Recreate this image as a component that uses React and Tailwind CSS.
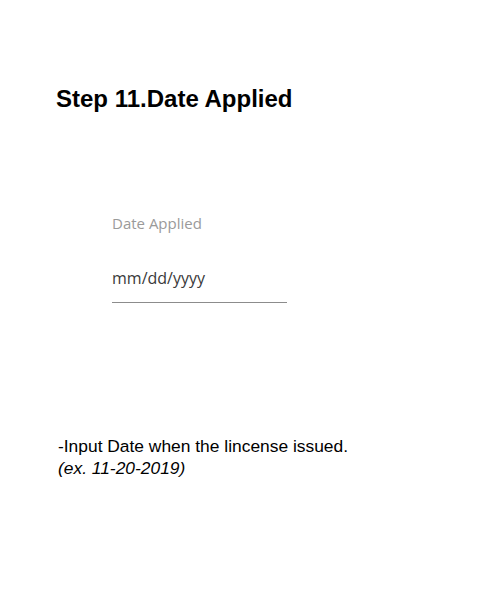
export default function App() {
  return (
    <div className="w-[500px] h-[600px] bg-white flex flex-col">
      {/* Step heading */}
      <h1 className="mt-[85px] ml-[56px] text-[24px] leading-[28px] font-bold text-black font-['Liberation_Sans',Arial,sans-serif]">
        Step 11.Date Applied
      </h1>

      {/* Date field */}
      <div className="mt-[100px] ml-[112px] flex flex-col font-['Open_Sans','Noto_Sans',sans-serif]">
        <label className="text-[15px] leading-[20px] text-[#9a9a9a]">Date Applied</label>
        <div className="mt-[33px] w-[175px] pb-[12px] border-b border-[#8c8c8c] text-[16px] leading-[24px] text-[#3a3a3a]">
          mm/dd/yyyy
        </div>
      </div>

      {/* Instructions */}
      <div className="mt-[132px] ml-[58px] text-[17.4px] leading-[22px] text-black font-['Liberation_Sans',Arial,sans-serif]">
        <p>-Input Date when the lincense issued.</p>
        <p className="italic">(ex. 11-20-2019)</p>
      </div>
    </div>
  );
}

■ The exercise: Without the pictures, print the whole listing exactly as given.

■ Solution:
Recreate this image as a component that uses React and Tailwind CSS.
export default function App() {
  return (
    <div className="w-[500px] h-[600px] bg-white flex flex-col">
      {/* Step heading */}
      <h1 className="mt-[85px] ml-[56px] text-[24px] leading-[28px] font-bold text-black font-['Liberation_Sans',Arial,sans-serif]">
        Step 11.Date Applied
      </h1>

      {/* Date field */}
      <div className="mt-[100px] ml-[112px] flex flex-col font-['Open_Sans','Noto_Sans',sans-serif]">
        <label className="text-[15px] leading-[20px] text-[#9a9a9a]">Date Applied</label>
        <div className="mt-[33px] w-[175px] pb-[12px] border-b border-[#8c8c8c] text-[16px] leading-[24px] text-[#3a3a3a]">
          mm/dd/yyyy
        </div>
      </div>

      {/* Instructions */}
      <div className="mt-[132px] ml-[58px] text-[17.4px] leading-[22px] text-black font-['Liberation_Sans',Arial,sans-serif]">
        <p>-Input Date when the lincense issued.</p>
        <p className="italic">(ex. 11-20-2019)</p>
      </div>
    </div>
  );
}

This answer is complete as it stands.